WORK TO COMPLETE | Each line containing the word "index" must be collected.

Stored dataset items:
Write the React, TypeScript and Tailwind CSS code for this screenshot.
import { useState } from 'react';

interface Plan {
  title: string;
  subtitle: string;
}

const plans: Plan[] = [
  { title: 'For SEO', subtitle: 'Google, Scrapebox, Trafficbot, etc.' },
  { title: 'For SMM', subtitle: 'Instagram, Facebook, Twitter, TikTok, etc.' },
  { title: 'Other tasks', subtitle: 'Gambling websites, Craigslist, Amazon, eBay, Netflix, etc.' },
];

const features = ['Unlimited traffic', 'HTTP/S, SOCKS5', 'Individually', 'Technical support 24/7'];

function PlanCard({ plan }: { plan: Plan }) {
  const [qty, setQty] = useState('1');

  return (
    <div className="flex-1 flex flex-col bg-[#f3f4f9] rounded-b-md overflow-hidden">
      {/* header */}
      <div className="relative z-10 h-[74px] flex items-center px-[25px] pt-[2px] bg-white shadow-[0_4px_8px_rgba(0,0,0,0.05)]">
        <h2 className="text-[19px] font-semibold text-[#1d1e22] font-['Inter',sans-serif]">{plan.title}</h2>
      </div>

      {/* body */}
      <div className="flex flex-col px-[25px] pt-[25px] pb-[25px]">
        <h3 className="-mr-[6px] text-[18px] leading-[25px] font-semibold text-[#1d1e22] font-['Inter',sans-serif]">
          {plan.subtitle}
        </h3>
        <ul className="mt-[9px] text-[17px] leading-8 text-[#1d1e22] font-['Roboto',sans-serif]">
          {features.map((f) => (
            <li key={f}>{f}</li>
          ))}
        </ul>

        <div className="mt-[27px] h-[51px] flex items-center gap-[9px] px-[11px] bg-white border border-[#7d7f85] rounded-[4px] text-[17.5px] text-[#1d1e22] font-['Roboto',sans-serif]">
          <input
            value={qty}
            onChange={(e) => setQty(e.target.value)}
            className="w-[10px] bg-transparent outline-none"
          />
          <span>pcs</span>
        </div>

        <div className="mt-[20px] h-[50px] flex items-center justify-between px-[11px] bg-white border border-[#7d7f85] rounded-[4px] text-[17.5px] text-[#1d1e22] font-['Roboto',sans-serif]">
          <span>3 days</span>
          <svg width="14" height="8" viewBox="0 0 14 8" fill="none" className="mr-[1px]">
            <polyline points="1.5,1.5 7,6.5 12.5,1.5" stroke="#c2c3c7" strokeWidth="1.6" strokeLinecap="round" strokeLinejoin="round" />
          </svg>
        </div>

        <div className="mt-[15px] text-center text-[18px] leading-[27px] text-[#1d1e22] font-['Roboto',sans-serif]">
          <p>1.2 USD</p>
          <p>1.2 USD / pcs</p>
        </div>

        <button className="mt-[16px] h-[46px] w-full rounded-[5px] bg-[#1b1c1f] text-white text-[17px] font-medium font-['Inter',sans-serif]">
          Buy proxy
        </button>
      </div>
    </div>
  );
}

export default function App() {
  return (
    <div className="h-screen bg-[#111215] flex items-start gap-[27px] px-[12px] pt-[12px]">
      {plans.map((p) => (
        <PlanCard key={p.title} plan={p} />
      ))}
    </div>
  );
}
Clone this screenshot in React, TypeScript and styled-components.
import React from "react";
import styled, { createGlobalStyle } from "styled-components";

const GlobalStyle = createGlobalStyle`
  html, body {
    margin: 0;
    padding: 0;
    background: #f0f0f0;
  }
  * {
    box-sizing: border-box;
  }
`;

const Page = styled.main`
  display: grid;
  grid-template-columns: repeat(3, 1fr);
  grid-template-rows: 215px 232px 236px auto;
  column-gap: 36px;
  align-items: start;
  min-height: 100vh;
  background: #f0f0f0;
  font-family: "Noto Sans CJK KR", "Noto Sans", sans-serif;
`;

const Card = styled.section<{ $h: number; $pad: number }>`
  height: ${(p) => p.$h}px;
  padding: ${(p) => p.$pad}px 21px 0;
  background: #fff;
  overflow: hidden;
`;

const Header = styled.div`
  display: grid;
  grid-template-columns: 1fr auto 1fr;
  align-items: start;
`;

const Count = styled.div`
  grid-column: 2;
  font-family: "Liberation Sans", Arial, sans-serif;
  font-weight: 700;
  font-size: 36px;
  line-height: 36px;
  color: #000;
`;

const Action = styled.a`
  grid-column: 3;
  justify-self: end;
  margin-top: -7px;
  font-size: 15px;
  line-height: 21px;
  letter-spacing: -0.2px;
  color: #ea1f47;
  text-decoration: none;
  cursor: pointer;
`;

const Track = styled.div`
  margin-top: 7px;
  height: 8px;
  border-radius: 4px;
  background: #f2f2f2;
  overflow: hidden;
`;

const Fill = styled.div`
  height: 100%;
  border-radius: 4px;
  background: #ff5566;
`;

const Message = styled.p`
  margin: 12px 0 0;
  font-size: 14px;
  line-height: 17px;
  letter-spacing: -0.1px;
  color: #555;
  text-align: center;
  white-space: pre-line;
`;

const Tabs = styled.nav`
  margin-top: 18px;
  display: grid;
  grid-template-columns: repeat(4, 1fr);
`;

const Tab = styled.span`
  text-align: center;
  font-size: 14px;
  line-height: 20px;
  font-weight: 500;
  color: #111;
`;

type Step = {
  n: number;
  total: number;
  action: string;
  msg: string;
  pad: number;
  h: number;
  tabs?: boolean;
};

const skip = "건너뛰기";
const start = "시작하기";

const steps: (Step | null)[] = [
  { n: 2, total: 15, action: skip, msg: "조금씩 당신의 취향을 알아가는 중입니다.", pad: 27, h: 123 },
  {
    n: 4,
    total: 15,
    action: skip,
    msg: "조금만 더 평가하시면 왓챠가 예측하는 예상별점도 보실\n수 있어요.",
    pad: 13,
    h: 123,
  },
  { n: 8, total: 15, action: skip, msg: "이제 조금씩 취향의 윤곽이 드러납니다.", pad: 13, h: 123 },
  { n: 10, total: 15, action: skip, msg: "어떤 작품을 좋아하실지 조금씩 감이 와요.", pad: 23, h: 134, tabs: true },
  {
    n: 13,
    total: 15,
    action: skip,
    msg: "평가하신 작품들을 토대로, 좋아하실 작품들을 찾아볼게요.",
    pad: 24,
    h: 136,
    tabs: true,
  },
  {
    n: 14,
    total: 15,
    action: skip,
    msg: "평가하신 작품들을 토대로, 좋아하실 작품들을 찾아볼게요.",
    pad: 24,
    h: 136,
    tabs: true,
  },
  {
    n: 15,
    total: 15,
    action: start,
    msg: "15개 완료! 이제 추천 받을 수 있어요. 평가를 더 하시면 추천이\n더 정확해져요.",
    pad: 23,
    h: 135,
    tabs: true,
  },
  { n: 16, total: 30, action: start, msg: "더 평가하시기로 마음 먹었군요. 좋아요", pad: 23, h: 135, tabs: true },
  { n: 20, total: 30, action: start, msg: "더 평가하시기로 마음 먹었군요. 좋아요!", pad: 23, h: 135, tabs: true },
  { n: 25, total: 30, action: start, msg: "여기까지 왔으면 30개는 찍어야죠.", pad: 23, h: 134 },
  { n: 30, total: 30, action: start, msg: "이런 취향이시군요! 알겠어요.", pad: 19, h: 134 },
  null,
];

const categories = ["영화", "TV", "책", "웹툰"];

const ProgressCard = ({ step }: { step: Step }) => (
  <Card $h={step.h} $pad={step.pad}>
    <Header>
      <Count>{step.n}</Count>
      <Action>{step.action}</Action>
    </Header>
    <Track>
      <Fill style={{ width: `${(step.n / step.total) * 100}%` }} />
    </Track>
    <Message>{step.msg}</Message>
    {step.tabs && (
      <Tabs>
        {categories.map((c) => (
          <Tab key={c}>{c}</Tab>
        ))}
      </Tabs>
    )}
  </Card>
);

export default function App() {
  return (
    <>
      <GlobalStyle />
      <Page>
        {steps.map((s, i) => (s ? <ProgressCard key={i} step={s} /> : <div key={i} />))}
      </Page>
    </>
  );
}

--

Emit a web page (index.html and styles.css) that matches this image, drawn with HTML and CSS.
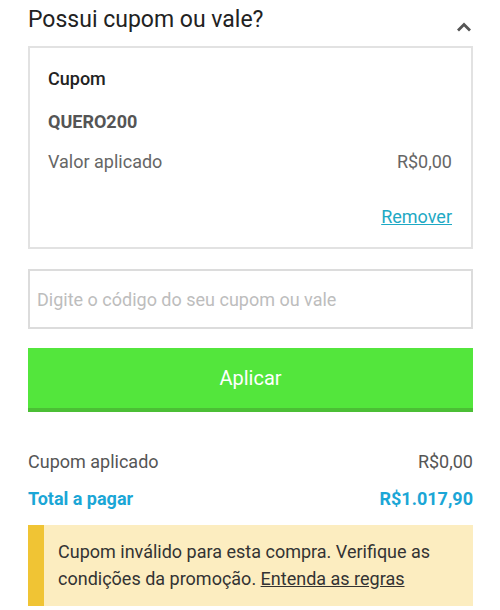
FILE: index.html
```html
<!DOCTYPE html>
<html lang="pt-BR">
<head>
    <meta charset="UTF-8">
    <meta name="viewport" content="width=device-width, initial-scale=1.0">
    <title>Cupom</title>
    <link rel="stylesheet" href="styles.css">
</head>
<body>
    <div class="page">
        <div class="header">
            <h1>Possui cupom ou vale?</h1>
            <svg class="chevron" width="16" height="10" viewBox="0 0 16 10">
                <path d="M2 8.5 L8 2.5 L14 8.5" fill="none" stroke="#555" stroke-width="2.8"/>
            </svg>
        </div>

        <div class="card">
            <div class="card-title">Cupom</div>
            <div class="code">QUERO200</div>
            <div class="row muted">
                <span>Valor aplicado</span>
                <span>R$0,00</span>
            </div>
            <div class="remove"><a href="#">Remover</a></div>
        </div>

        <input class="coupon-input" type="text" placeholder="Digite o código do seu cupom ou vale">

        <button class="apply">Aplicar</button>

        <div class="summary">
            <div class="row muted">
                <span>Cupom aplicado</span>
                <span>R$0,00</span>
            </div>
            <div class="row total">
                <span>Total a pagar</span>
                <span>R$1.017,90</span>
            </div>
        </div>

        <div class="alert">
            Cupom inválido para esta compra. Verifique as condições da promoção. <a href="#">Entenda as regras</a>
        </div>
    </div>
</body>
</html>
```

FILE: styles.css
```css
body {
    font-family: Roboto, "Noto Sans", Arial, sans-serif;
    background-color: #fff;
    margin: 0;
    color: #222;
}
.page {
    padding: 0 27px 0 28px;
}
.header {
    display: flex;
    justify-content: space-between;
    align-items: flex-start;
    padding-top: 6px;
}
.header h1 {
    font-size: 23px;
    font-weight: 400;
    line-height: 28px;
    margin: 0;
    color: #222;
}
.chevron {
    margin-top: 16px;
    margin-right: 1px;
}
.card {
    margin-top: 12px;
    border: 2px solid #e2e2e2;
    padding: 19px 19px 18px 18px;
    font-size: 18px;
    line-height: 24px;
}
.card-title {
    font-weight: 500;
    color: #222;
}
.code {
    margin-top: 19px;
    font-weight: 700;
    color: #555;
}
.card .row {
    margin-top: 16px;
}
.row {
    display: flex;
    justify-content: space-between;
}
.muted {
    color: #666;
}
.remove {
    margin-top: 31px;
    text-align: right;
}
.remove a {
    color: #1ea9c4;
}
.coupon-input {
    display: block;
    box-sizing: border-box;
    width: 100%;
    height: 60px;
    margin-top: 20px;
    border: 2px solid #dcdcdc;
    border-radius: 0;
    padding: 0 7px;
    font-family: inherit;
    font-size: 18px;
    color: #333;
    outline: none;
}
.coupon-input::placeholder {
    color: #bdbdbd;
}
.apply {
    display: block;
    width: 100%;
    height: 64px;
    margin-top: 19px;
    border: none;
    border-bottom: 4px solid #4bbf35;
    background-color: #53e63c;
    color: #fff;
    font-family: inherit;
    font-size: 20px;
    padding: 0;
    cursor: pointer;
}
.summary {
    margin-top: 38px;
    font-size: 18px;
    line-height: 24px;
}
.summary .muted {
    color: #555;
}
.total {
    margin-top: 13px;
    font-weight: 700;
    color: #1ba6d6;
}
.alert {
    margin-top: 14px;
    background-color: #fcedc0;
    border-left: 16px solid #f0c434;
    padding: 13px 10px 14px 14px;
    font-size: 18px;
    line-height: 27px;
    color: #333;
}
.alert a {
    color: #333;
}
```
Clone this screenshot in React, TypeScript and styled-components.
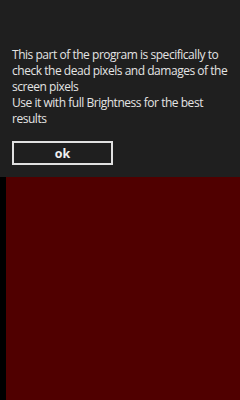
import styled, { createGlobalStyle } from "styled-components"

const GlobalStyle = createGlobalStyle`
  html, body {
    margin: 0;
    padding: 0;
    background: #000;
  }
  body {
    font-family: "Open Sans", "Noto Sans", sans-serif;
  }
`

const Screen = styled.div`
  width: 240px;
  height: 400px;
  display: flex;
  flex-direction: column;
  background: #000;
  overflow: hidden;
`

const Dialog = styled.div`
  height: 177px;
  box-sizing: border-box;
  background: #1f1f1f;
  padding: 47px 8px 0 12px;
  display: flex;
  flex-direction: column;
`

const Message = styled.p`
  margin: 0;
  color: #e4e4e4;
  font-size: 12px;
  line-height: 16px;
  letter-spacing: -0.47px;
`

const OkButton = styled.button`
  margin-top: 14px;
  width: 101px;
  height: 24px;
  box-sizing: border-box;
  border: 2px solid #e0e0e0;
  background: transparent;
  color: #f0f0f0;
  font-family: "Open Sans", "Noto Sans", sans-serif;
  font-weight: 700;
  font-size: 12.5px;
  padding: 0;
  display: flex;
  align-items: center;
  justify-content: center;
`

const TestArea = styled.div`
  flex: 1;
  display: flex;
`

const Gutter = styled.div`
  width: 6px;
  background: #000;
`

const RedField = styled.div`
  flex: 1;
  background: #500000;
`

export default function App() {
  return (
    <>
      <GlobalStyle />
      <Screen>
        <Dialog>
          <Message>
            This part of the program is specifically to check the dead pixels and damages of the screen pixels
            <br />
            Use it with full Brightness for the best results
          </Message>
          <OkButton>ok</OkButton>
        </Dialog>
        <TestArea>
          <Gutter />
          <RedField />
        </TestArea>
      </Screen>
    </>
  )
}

ANSWER IN FULL |
Emit a web page (index.html and styles.css) that matches this image, drawn with HTML and CSS.
FILE: index.html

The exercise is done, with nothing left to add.